Leerlingen in de vierde klas van de middelbare school zijn in hoge mate gehecht aan de democratie en vierdeklassers lijkt het leuker in de politiek te gaan werken dan derdeklassers. Wel bestaan er grote verschillen tussen opleidingstypes (vwo, havo en vmbo) onder vierdeklassers, die al ontstaan in het eerste jaar. Dat meldt de Universiteit van Amsterdam.
De conclusies komen voort uit Adolescentenpanel Democratische Kernwaarden en Schoolloopbanen (ADKS) van de UvA. Het is de vierde rapportage van het panel, dat meerjarig onderzoek doet naar ontwikkeling van opvattingen van jongeren in het voortgezet onderwijs. Het rapport volgt op drie eerdere rapporten (2019,2021,2022) en is een bijzondere editie, omdat dit het laatste jaar is waarin alle opleidingstypes vergeleken kunnen worden. Vmbo’ers doen in het vierde jaar examen. Daarnaast is het onderzoek dit jaar extra relevant omdat zichtbaar wordt of trends die zichtbaar werden in het derde jaar, ook in het vierde jaar doorzetten, of een gevolg waren van de Tweede Kamerverkiezingen en de pandemie.
Vertegenwoordigende democratie
Leerlingen uit jaar 4 vinden het net zo belangrijk om in een democratie te leven als in jaar 3. De vertegenwoordigende democratie is nog altijd de populairste bestuursvorm. Ook lijkt het jongeren leuker om in de politiek te gaan werken. Het politiek zelfvertrouwen blijft constant. Daarnaast praten jongeren meer over politiek en samenleving met ouders, leerkrachten en vrienden dan in eerdere jaren.
Vertrouwen in politici
Alleen het eerder gestegen voornemen om later te gaan stemmen, daalde terug tot het niveau van jaar 2. Ook het vertrouwen in ambtsdragers is lager dan in jaar 1 en 2. Het vertrouwen in politici daalt zelfs verder. Het vertrouwen van jongeren dat politici luisteren naar mensen zoals zij en hun ouders is wat gestegen, maar nog steeds veel lager dan in de eerste twee jaren.
Nadruk op het individu
De onderzoekers zien dat jongeren in jaar 4 nog wat meer de nadruk leggen op het individu in plaats van op de gemeenschap: meer privacy boven veiligheid, meer vrijheid van meningsuiting boven anderen niet kwetsen, of meer je eigen zin krijgen boven je aan de wet houden. Wel onderstrepen de onderzoekers dat deze trend begrepen moet worden tegen de achtergrond dat jongeren veelal geen uitgesproken posities innemen.
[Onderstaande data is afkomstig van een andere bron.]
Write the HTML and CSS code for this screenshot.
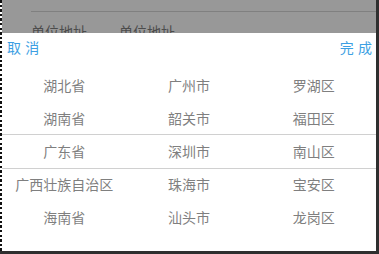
FILE: index.html
```html
<!DOCTYPE html>
<html lang="zh-CN">
<head>
  <meta charset="UTF-8">
  <meta name="viewport" content="width=device-width, initial-scale=1.0">
  <link rel="stylesheet" href="styles.css">
</head>
<body>

<div class="screen">
  <div class="edge"></div>
  <div class="main">
    <!-- page behind the popup, dimmed -->
    <div class="backdrop">
      <div class="backdrop-line"></div>
      <div class="tabs">
        <span class="tab">单位地址</span>
        <span class="tab">单位地址</span>
      </div>
    </div>

    <div class="picker">
      <div class="toolbar">
        <span class="btn">取 消</span>
        <span class="btn">完 成</span>
      </div>
      <div class="wheels">
        <div class="band"></div>
        <div class="wheel">
          <div class="item">湖北省</div>
          <div class="item">湖南省</div>
          <div class="item">广东省</div>
          <div class="item">广西壮族自治区</div>
          <div class="item">海南省</div>
        </div>
        <div class="wheel">
          <div class="item">广州市</div>
          <div class="item">韶关市</div>
          <div class="item">深圳市</div>
          <div class="item">珠海市</div>
          <div class="item">汕头市</div>
        </div>
        <div class="wheel">
          <div class="item">罗湖区</div>
          <div class="item">福田区</div>
          <div class="item">南山区</div>
          <div class="item">宝安区</div>
          <div class="item">龙岗区</div>
        </div>
      </div>
    </div>
  </div>
</div>

</body>
</html>
```

FILE: styles.css
```css
body {
  margin: 0;
  width: 379px;
  height: 254px;
  background-color: #2f2f2f;
  font-family: "Noto Sans CJK SC", "Noto Sans", sans-serif;
  overflow: hidden;
}

.screen {
  display: flex;
  width: 376px;
  height: 251px;
}

.edge {
  width: 2px;
  background: repeating-linear-gradient(to bottom, #111 0, #111 2.5px, #fff 2.5px, #fff 4.6px);
}

.main {
  flex: 1;
  display: flex;
  flex-direction: column;
}

.backdrop {
  height: 33px;
  background-color: #989898;
  padding-left: 29px;
  overflow: hidden;
}

.backdrop-line {
  margin-top: 11px;
  border-top: 1px solid #808080;
}

.tabs {
  display: flex;
  gap: 32px;
  margin-top: 9px;
  font-size: 14px;
  line-height: 20px;
  color: #4c4c4c;
}

.picker {
  flex: 1;
  background-color: #fff;
}

.toolbar {
  height: 28px;
  display: flex;
  justify-content: space-between;
  align-items: center;
  padding: 0 4px 0 5px;
  font-size: 14px;
  color: #3d9fe3;
}

.btn {
  word-spacing: 1px;
}

.wheels {
  position: relative;
  display: flex;
  padding-top: 8px;
}

/* selection band of the picker */
.band {
  position: absolute;
  left: 0;
  right: 0;
  top: 73px;
  height: 33px;
  border-top: 1px solid #d0d0d0;
  border-bottom: 1px solid #d0d0d0;
}

.wheel {
  flex: 1;
}

.item {
  height: 33px;
  line-height: 33px;
  text-align: center;
  font-size: 14px;
  color: #7f7f7f;
}
```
Verschillen tussen vwo, havo en vmbo-leerlingen
Er is een aanhoudend verschil tussen groepen leerlingen. De grote verschillen tussen vwo, havo en vmbo-leerlingen blijven het belangrijkste groepsverschil. Die verschillen ontstaan al in het eerste jaar. Vwo-leerlingen zijn het meest gehecht aan de democratie, hebben het meeste politiek vertrouwen en zelfvertrouwen, hebben de grootste neiging te gaan stemmen, en hebben de meeste politieke ambitie. Jongeren op het vmbo scoren op al deze kenmerken in vergelijking een stuk lager.
De verschillen kunnen niet goed toegewezen worden aan de school. Ze kunnen voor een deel in stand gehouden worden door het vriendennetwerk van jongeren: het grootste deel van de beste vrienden komt uit dezelfde klas. Ook geven jongeren aan grotendeels dezelfde mening te hebben over politiek en maatschappij als hun vrienden.